🤖 AI Summary
This work addresses the problem of personalized and generalizable household object rearrangement without explicit instructions, by implicitly learning user preferences from environmental context. To this end, we introduce PARSEC—the first benchmark for preference-aware rearrangement—comprising 110K crowdsourced samples, 93 object categories, and 15 distinct environments. We propose ContextSortLM, a novel architecture that pioneers preference-adaptive modeling via joint integration of historical and current scene contexts, featuring a scene-encoding–preference-alignment module and a multi-source context fusion inference mechanism. Additionally, we establish a crowdsourcing-driven preference evaluation protocol.
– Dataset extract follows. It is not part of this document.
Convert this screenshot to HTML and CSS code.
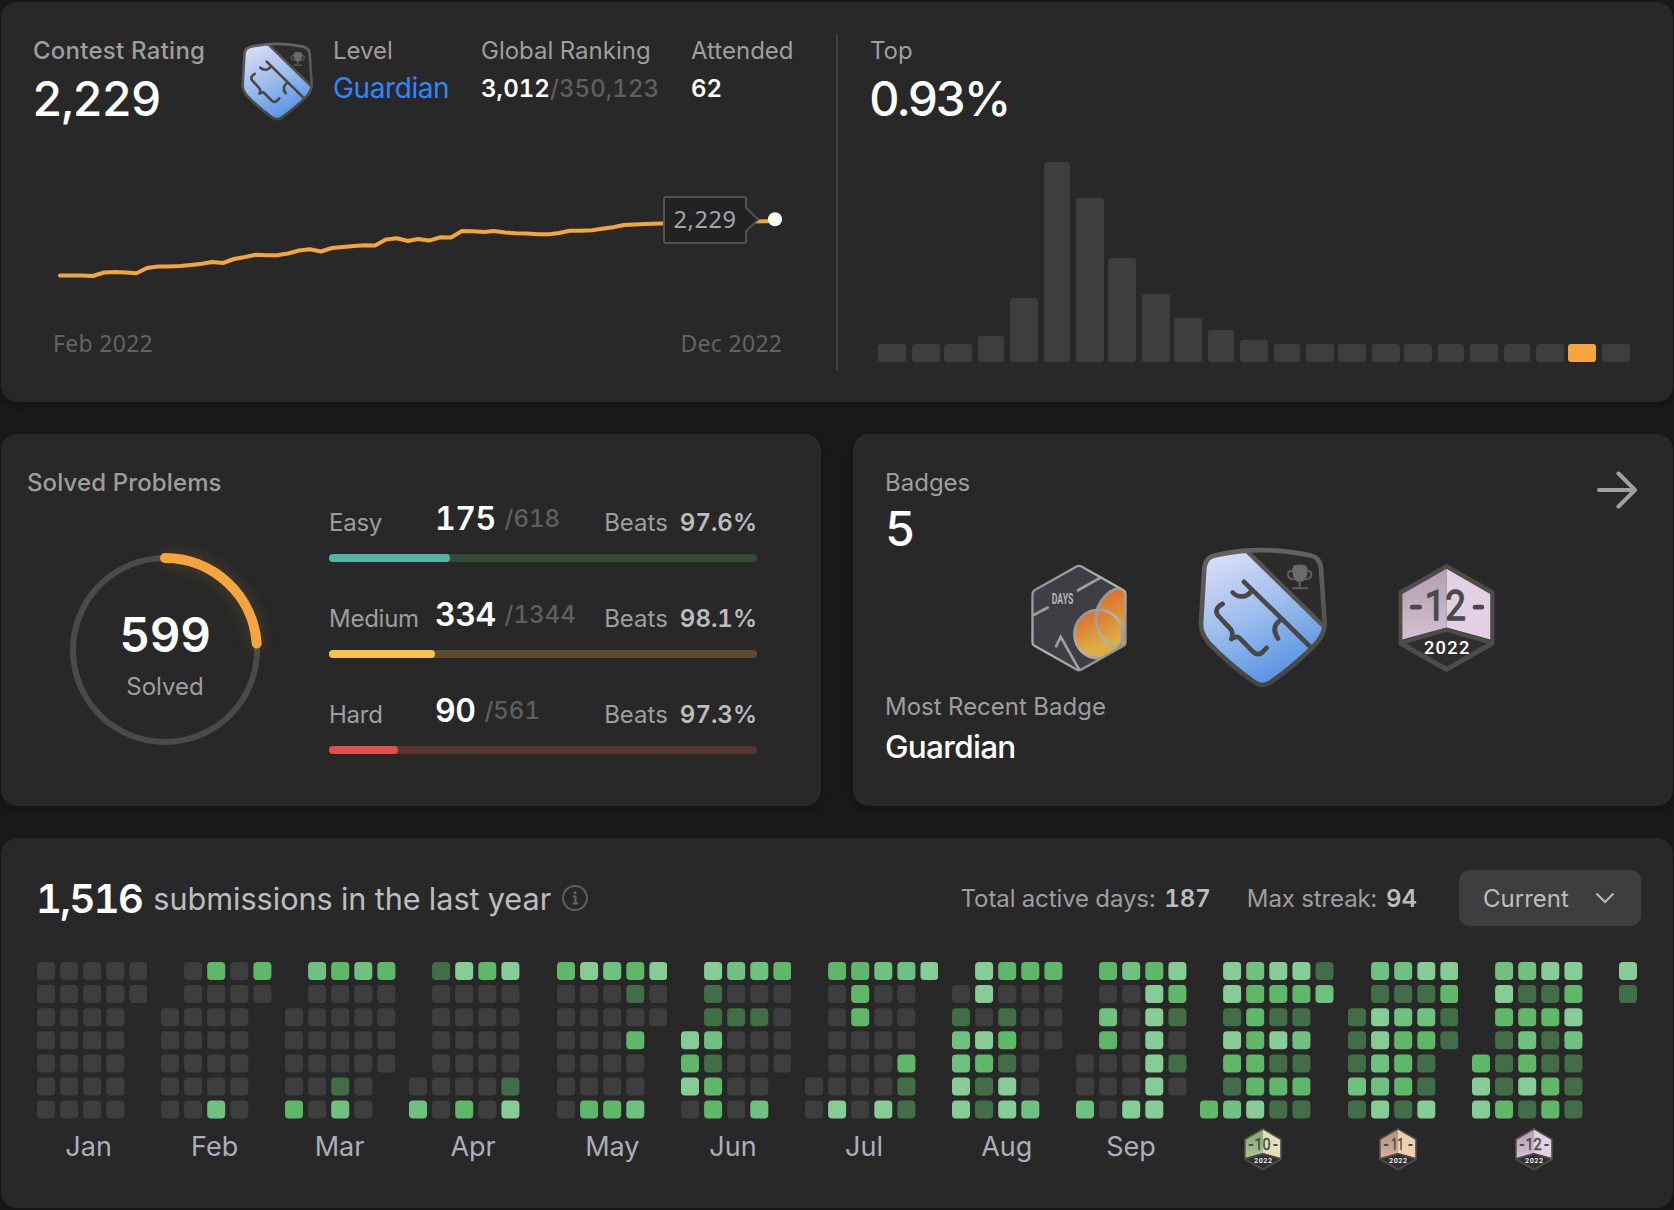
FILE: index.html
```html
<!DOCTYPE html>
<html lang="en">
<head>
<meta charset="utf-8">
<title>Profile</title>
<link rel="stylesheet" href="styles.css">
</head>
<body>
<svg class="defs" width="0" height="0" aria-hidden="true">
  <defs>
    <linearGradient id="blue" x1="0.15" y1="0" x2="0.6" y2="1">
      <stop offset="0" stop-color="#e0e0fa"/><stop offset="0.5" stop-color="#9dbdec"/><stop offset="1" stop-color="#5090e2"/>
    </linearGradient>
    <linearGradient id="rim" x1="0" y1="0" x2="0" y2="1">
      <stop offset="0" stop-color="#656261"/><stop offset="1" stop-color="#454544"/>
    </linearGradient>
    <linearGradient id="orange" x1="0.2" y1="0" x2="0.6" y2="1">
      <stop offset="0" stop-color="#dd6a2b"/><stop offset="0.75" stop-color="#dbad42"/>
    </linearGradient>
    <linearGradient id="metal" x1="0" y1="0" x2="1" y2="1">
      <stop offset="0" stop-color="#8a8a8a"/><stop offset="0.5" stop-color="#b4b4b4"/><stop offset="1" stop-color="#858585"/>
    </linearGradient>
    <linearGradient id="shade" x1="0" y1="0" x2="0" y2="1">
      <stop offset="0" stop-color="#000" stop-opacity="0.12"/><stop offset="1" stop-color="#fff" stop-opacity="0.15"/>
    </linearGradient>
    <clipPath id="hexclip"><path d="M144 5L284 82V243L144 320L4 243V82Z"/></clipPath>
    <clipPath id="shieldclip"><path d="M9 230L19 62Q22 32 50 25Q193 -7 339 25Q366 32 369 62L380 225Q381 258 356 287Q300 347 218 405Q193 422 169 405Q88 347 32 287Q8 258 9 230Z"/></clipPath>
    <symbol id="shield" viewBox="0 0 387 422">
      <g clip-path="url(#shieldclip)">
        <rect width="387" height="422" fill="#2d2c2a"/>
        <path d="M0 0H138L387 244V422H0Z" fill="url(#blue)"/>
        <path d="M145 10L380 240" stroke="#575554" stroke-width="13"/>
        <path d="M138 104L345 307" stroke="#484745" stroke-width="14" stroke-linecap="round"/>
      </g>
      <g fill="none" stroke="#484745" stroke-width="14" stroke-linecap="round" stroke-linejoin="round">
        <path d="M104 136Q118 151 140 147Q155 142 161 130"/>
        <path d="M247 219Q217 240 240 274"/>
        <path d="M74 170Q46 185 60 205L98 246Q107 256 100 276Q116 264 125 273L165 314Q180 326 191 317L206 302"/>
      </g>
      <g fill="none" stroke="#605e5c" stroke-width="6" stroke-linecap="round">
        <path d="M285 60Q285 52 305 52Q326 52 326 60L330 68L326 88Q321 104 305 105Q290 104 286 88L282 68Z" fill="#6d6b69" stroke="none"/>
        <path d="M282 72Q268 70 270 84Q273 97 290 96M328 72Q342 70 340 84Q337 97 320 96M305 103V121M284 123H327"/>
      </g>
      <path d="M9 230L19 62Q22 32 50 25Q193 -7 339 25Q366 32 369 62L380 225Q381 258 356 287Q300 347 218 405Q193 422 169 405Q88 347 32 287Q8 258 9 230Z" fill="none" stroke="url(#rim)" stroke-width="14"/>
    </symbol>
    <symbol id="month" viewBox="0 0 291 325">
      <path d="M145.5 8L283 86V239L145.5 317L8 239V86Z" fill="#2e2e2c" stroke="#4b4d49" stroke-width="15" stroke-linejoin="round"/>
      <path class="face-left" d="M13 90L145.5 14V191L13 227Z"/>
      <path d="M13 90L145.5 14V191L13 227Z" fill="url(#shade)"/>
      <path class="face-right" d="M145.5 14L277 90V227L145.5 191Z"/>
      <path d="M9 237L145.5 198L282 237" fill="none" stroke="#4b4d49" stroke-width="12"/>
      <path d="M42 130H65M231 130H252" stroke="#4a4a49" stroke-width="14" stroke-linecap="round"/>
    </symbol>
  </defs>
</svg>

<main class="page">
  <section class="card contest">
    <div class="rating">
      <div class="stats">
        <div><div class="label strong">Contest Rating</div><div class="big score">2,229</div></div>
        <svg class="shield-small" width="72" height="79"><use href="#shield"/></svg>
        <div><div class="label">Level</div><div class="level">Guardian</div></div>
        <div><div class="label">Global Ranking</div><div class="rank">3,012<span class="dim">/350,123</span></div></div>
        <div><div class="label">Attended</div><div class="rank">62</div></div>
      </div>
      <svg class="chart" width="802" height="239" viewBox="34 131 802 239">
        <polyline class="line" points="60,275.5 71,275.5 82,275.5 93,276 104,272.5 115,272 126,272.5 136.5,273.3 147,268 158,266.5 169,266.5 180,266 191,265 202,263.8 212,262 223,263 234,259 245,257 256,254.7 267,255.2 277,255.3 288,253.5 299,250.5 310,249.3 321,251.5 332,248 343,247 354,246 364,245.3 375,245.5 386,239.5 397,238.3 408,241 418,239 429,240.6 440,237.3 451,237.5 462,231 473,231.3 484,232 494,231 505,232.5 516,233.3 527,233.6 538,234.2 549,234.2 559,233 570,230.7 581,230.7 592,230.3 602,228.8 613,227.3 624,225 645,224 668,223.2 740,221.8 768,221.2"/>
        <path class="tip" d="M667 197H744Q746 197 746 199V207.500L758 219.500L746 231.500V241Q746 243 744 243H666Q664 243 664 241V199Q664 197 666 197Z"/>
        <circle cx="775" cy="219.300" r="7" fill="#fff"/>
        <text class="tip-text" x="673.500" y="228.300">2,229</text>
        <text class="date" x="53" y="352">Feb 2022</text>
        <text class="date" x="680.500" y="352">Dec 2022</text>
      </svg>
    </div>
    <div class="top">
      <div class="label">Top</div>
      <div class="big percent">0.93%</div>
      <svg class="chart" id="bars" width="772" height="239" viewBox="870 131 772 239"></svg>
    </div>
  </section>

  <div class="pair">
    <section class="card solved">
      <div class="label strong">Solved Problems</div>
      <div class="solved-body">
        <svg class="ring" width="200" height="200" viewBox="65 550 200 200">
          <circle cx="165" cy="650" r="92" fill="none" stroke="#4a4a4a" stroke-width="6"/>
          <path class="arc" d="M165 558A92 92 0 0 1 256.700 643.500"/>
          <text class="ring-num" x="165" y="652">599</text>
          <text class="ring-label" x="165" y="695">Solved</text>
        </svg>
        <div class="levels">
          <div>
            <div class="row"><span class="name">Easy</span><span class="count">175</span><span class="total">/618</span><span class="beats">Beats<b>97.6%</b></span></div>
            <div class="track easy"><i style="width:121px"></i></div>
          </div>
          <div>
            <div class="row"><span class="name">Medium</span><span class="count">334</span><span class="total">/1344</span><span class="beats">Beats<b>98.1%</b></span></div>
            <div class="track medium"><i style="width:106px"></i></div>
          </div>
          <div>
            <div class="row"><span class="name">Hard</span><span class="count">90</span><span class="total">/561</span><span class="beats">Beats<b>97.3%</b></span></div>
            <div class="track hard"><i style="width:69px"></i></div>
          </div>
        </div>
      </div>
    </section>

    <section class="card badges">
      <div class="badges-head">
        <div><div class="label">Badges</div><div class="big five">5</div></div>
        <svg class="arrow" width="42" height="40" viewBox="0 0 42 40"><path d="M4 20H39M23.500 3.500L40 20L23.500 36.500"/></svg>
      </div>
      <div class="badge-row">
        <svg width="96" height="108" viewBox="0 0 288 325">
          <path d="M144 5L284 82V243L144 320L4 243V82Z" fill="#3e3f45"/>
          <g clip-path="url(#hexclip)">
            <circle cx="290" cy="163" r="95" fill="url(#orange)"/>
            <circle cx="203" cy="211" r="73" fill="url(#orange)"/>
            <g fill="none" stroke="url(#metal)" stroke-width="8">
              <circle cx="290" cy="163" r="95"/>
              <circle cx="203" cy="211" r="73"/>
            </g>
          </g>
          <g fill="none" stroke="#a0a0a0" stroke-width="8" stroke-linecap="round">
            <path d="M141 79L209 41M7 154L50 131M75 248L89 219L144 317"/>
          </g>
          <path d="M138 7Q144 4 150 7L278 79Q284 83 284 90V236Q284 243 278 246L150 318Q144 321 138 318L10 246Q4 243 4 236V90Q4 83 10 79Z" fill="none" stroke="url(#metal)" stroke-width="7"/>
          <text class="days" x="62" y="121" textLength="65" lengthAdjust="spacingAndGlyphs">DAYS</text>
        </svg>
        <svg width="129" height="141"><use href="#shield"/></svg>
        <svg class="m12" width="97" height="108" viewBox="0 0 291 325"><use href="#month"/><text class="m-num" x="142" y="168" textLength="124" lengthAdjust="spacingAndGlyphs">12</text><text class="m-year" x="146" y="271" textLength="137">2022</text></svg>
      </div>
      <div class="label">Most Recent Badge</div>
      <div class="recent">Guardian</div>
    </section>
  </div>

  <section class="card activity">
    <div class="activity-head">
      <div class="submissions"><b>1,516</b><span>submissions in the last year</span>
        <svg width="26" height="26" viewBox="0 0 26 26"><circle cx="13" cy="13" r="12" fill="none" stroke="#5f5f5f" stroke-width="2"/><path d="M11 11.500H13.500V18M10.500 18.500H16" fill="none" stroke="#666" stroke-width="2"/><circle cx="13" cy="7.800" r="1.500" fill="#666"/></svg>
      </div>
      <div class="streak">Total active days:<b>187</b></div>
      <div class="streak max">Max streak:<b>94</b></div>
      <div class="select"><span>Current</span><svg width="20" height="12" viewBox="0 0 20 12"><path d="M1.500 1.500L10 10L18.500 1.500" fill="none" stroke="#bdbdbf" stroke-width="2"/></svg></div>
    </div>
    <div class="months" id="months"></div>
  </section>
</main>
<script src="charts.js"></script>
</body>
</html>
```
FILE: styles.css
```css
* { box-sizing: border-box; }
body {
  margin: 0;
  background: #1a1a1a;
  font-family: Inter, "Liberation Sans", sans-serif;
  font-variant-numeric: tabular-nums;
  color: #fff;
  width: 1674px;
  height: 1210px;
  overflow: hidden;
}
.defs { display: block; height: 0; }
.page { padding: 2px 1px; display: flex; flex-direction: column; gap: 32px; }
.card {
  background: #282828;
  border-radius: 16px;
  box-shadow: 0 4px 12px rgba(0, 0, 0, 0.35);
}
svg { display: block; flex: none; }
b { font-weight: 600; }
text { font-family: Inter, "Liberation Sans", sans-serif; }

.label { height: 32px; padding-top: 1px; font-size: 24px; line-height: 32px; color: #9e9e9f; white-space: nowrap; }
.label.strong { font-weight: 500; letter-spacing: 0.12px; }
.big { font-size: 47.5px; line-height: 65px; font-weight: 500; white-space: nowrap; }
.big.score { letter-spacing: -1.6px; margin-left: -2px; }
.big.percent { letter-spacing: -2.5px; margin-left: -1px; }

/* contest rating */
.contest { height: 400px; padding: 32px 31px 32px 33px; display: flex; }
.rating { width: 804px; border-right: 2px solid #3f3f3f; }
.stats { display: grid; grid-template-columns: 207px 92px 148px 210px auto; height: 97px; }
.stats .strong { margin-left: -1px; letter-spacing: 0.25px; }
.shield-small { margin-top: 8px; }
.level { font-size: 28px; line-height: 44px; letter-spacing: -0.4px; color: #3384ff; }
.rank { font-size: 24px; line-height: 46px; font-weight: 600; letter-spacing: 0.08px; }
.dim { color: #5f5f61; font-weight: 500; }
.line { fill: none; stroke: #f5a53d; stroke-width: 4; stroke-linejoin: round; stroke-linecap: round; }
.tip { fill: #202224; stroke: #4f5153; stroke-width: 2; }
.tip-text { font-family: "Noto Sans", sans-serif; font-size: 23.5px; letter-spacing: 0.6px; fill: #a5a5a5; }
.date { font-family: "Noto Sans", sans-serif; font-size: 23px; letter-spacing: 0.3px; fill: #636364; }
.top { padding-left: 32px; }
.bar { fill: #3e3e3e; }
.bar.you { fill: #f5a53d; }

/* solved problems and badges */
.pair { display: grid; grid-template-columns: 820px 820px; gap: 32px; height: 372px; }
.solved { padding: 32px 26px; }
.solved-body { display: flex; }
.ring { margin: 52px 64px 0 38px; overflow: visible; }
.arc { fill: none; stroke: #f5a53d; stroke-width: 10; stroke-linecap: round; filter: drop-shadow(0 0 8px rgba(245, 165, 61, 0.22)); }
.ring text { text-anchor: middle; }
.ring-num { font-size: 47.5px; font-weight: 600; letter-spacing: -0.4px; fill: #fff; }
.ring-label { font-size: 24px; fill: #9e9e9f; }
.levels { width: 428px; display: flex; flex-direction: column; gap: 32px; }
.row { display: flex; height: 56px; font-size: 24px; color: #9e9e9f; white-space: nowrap; }
.row span { line-height: 49px; }
.row .name { width: 106px; letter-spacing: -0.25px; }
.row .count { font-size: 32px; line-height: 41px; font-weight: 600; letter-spacing: -0.5px; color: #fff; margin-right: 9px; }
.row .total { line-height: 41px; font-weight: 500; color: #5f5f61; }
.row .beats { margin-left: auto; }
.row b { margin-left: 12px; color: #bdbdbf; }
.track { height: 8px; border-radius: 4px; }
.track i { display: block; height: 8px; border-radius: 4px; }
.easy { background: #364b36; } .easy i { background: #52b5a5; }
.medium { background: #5c4c2d; } .medium i { background: #f7c34b; }
.hard { background: #573331; } .hard i { background: #df524b; }

.badges { padding: 32px; }
.badges-head { display: flex; justify-content: space-between; height: 80px; }
.five { line-height: 62px; }
.arrow { margin: 4px 4px 0 0; fill: none; stroke: #a0a0a1; stroke-width: 4; stroke-linecap: round; stroke-linejoin: round; }
.badge-row { display: flex; justify-content: center; align-items: center; gap: 71px; height: 144px; padding-bottom: 1px; }
.recent { font-size: 31.5px; line-height: 49px; font-weight: 500; letter-spacing: -0.7px; }
.days { font: 700 42px Roboto, sans-serif; fill: #b5b5b5; }
.m-num { font: 400 130px Roboto, sans-serif; fill: #4a4a49; stroke: #4a4a49; stroke-width: 4; stroke-linejoin: round; text-anchor: middle; }
.m-year { font: 500 55px Roboto, sans-serif; fill: #fff; text-anchor: middle; }
.m10 { --l: #9dbc85; --r: #e4dfb8; }
.m11 { --l: #cfa48b; --r: #efcfae; }
.m12 { --l: #cbb5cb; --r: #e3d0e4; }
.face-left { fill: var(--l); }
.face-right { fill: var(--r); }

/* submission activity */
.activity { height: 370px; padding: 32px 32px 0 35px; }
.activity-head { display: flex; align-items: center; height: 56px; }
.submissions { display: flex; align-items: center; font-size: 30.6px; color: #bdbdbf; white-space: nowrap; }
.submissions b { font-size: 40px; letter-spacing: -1.6px; color: #fff; margin-right: 11px; }
.submissions svg { margin-left: 11px; }
.streak { margin-left: auto; font-size: 24px; letter-spacing: -0.1px; color: #9e9e9f; white-space: nowrap; }
.streak b { color: #bdbdbf; margin-left: 9px; letter-spacing: 0; }
.streak.max { margin-left: 36px; }
.select { margin-left: 42px; width: 182px; height: 56px; padding: 0 26px 0 24px; border-radius: 10px; background: #3e3e3e; display: flex; align-items: center; justify-content: space-between; font-size: 24px; color: #bdbdbf; }
.months { display: flex; gap: 13.75px; margin: 36px 0 0 1px; }
.month-label { height: 60px; padding-top: 7px; display: flex; justify-content: center; font-size: 27px; line-height: 42px; color: #abafba; }
.month-label svg { margin-top: 2px; }
.l0 { fill: #3e3e3e; }
.l1 { fill: #416e47; }
.l2 { fill: #5fb868; }
.l3 { fill: #6fc180; }
.l4 { fill: #85cd95; }
```
FILE: charts.js
```js
const rect = (x, y, w, h, r, cls) =>
  `<rect class="${cls}" x="${x}" y="${y}" width="${w}" height="${h}" rx="${r}"/>`;

// Rating distribution: [left, width, height]
const bars = [
  [878, 28, 18], [912, 28, 18], [944, 28, 18], [978, 26, 26], [1010, 28, 64], [1044, 26, 200],
  [1076, 28, 164], [1108, 28, 104], [1142, 28, 68], [1174, 28, 44], [1208, 26, 32], [1240, 28, 22],
  [1274, 26, 18], [1306, 28, 18], [1338, 28, 18], [1372, 28, 18], [1404, 28, 18], [1438, 26, 18],
  [1470, 28, 18], [1504, 26, 18], [1536, 28, 18], [1568, 28, 18], [1602, 28, 18]
];
document.getElementById('bars').innerHTML = bars
  .map(([x, w, h], i) => rect(x, 362 - h, w, h, 3, i === 21 ? 'bar you' : 'bar')).join('');

// Seven weekday rows per month; "." is a day outside the month, 0-4 the activity level
const months = [
  ['Jan', -3.6, '00000 00000 0000. 0000. 0000. 0000. 0000.'],
  ['Feb', -1.7, '.0202 .0000 0000. 0000. 0000. 0000. 0030.'],
  ['Mar', -0.9, '.3232 .0000 00000 00000 00000 0010. 2030.'],
  ['Apr', -3.1, '.1424. .0000. .0000. .0000. .0000. 00001. 30204.'],
  ['May', 0.5, '24324 00010 00000 0002. 0000. 0000. 0223.'],
  ['Jun', -3, '.4332 .1000 .1110 43000 21000 4200. 0203.'],
  ['Jul', -7.7, '.22334 .0200. .0200. .0000. .0002. 00001. 04041.'],
  ['Aug', -0.6, '.4222 04000 10100 34200 3210. 4140. 4143.'],
  ['Sep', -0.5, '.2324 .0042 .3041 .2040 00041 00040 3044.'],
  ['10', -4.6, '.43441 .42223 .1211. .4243. .2211. .1222. 23411.'],
  ['11', -4.7, '.3344 .1112 14331 14221 1321. 3321. 1414.'],
  ['12', -4.3, '.3344. .4112. .2224. .1313. 21211. 41421. 42121.'],
  ['', 0, '4 1 . . . . .']
];
const STEP = 23.1, CELL = 18;
document.getElementById('months').innerHTML = months.map(([name, shift, data]) => {
  const rows = data.split(' ');
  const width = (rows[0].length - 1) * STEP + CELL;
  const cells = rows.map((row, y) => [...row].map((c, x) =>
    c === '.' ? '' : rect((x * STEP).toFixed(1), (y * STEP).toFixed(1), CELL, CELL, 4, 'l' + c)).join('')).join('');
  const label = /^\d/.test(name)
    ? `<svg class="m${name}" width="38" height="42.500" viewBox="0 0 291 325"><use href="#month"/>` +
      `<text class="m-num" x="142" y="168" textLength="${name === '11' ? 96 : 124}" lengthAdjust="spacingAndGlyphs">${name}</text>` +
      `<text class="m-year" x="146" y="271" textLength="137">2022</text></svg>`
    : name;
  return `<div class="month"><svg width="${width}" height="157">${cells}</svg>` +
    `<div class="month-label" style="margin-left:${2 * shift}px">${label}</div></div>`;
}).join('');
```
Experiments demonstrate that our method significantly outperforms baselines in target-user arrangement reproduction and ranks among the top two in human evaluations across three unseen environments. Ablations validate the efficacy of multi-context modeling, while analysis reveals key challenges in cross-environment semantic transfer.
📝 Abstract
Object rearrangement is a key task for household robots requiring personalization without explicit instructions, meaningful object placement in environments occupied with objects, and generalization to unseen objects and new environments. To facilitate research addressing these challenges, we introduce PARSEC, an object rearrangement benchmark for learning user organizational preferences from observed scene context to place objects in a partially arranged environment. PARSEC is built upon a novel dataset of 110K rearrangement examples crowdsourced from 72 users, featuring 93 object categories and 15 environments. We also propose ContextSortLM, an LLM-based rearrangement model that places objects in partially arranged environments by adapting to user preferences from prior and current scene context while accounting for multiple valid placements. We evaluate ContextSortLM and existing personalized rearrangement approaches on the PARSEC benchmark and complement these findings with a crowdsourced evaluation of 108 online raters ranking model predictions based on alignment with user preferences. Our results indicate that personalized rearrangement models leveraging multiple scene context sources perform better than models relying on a single context source. Moreover, ContextSortLM outperforms other models in placing objects to replicate the target user's arrangement and ranks among the top two in all three environment categories, as rated by online evaluators. Importantly, our evaluation highlights challenges associated with modeling environment semantics across different environment categories and provides recommendations for future work.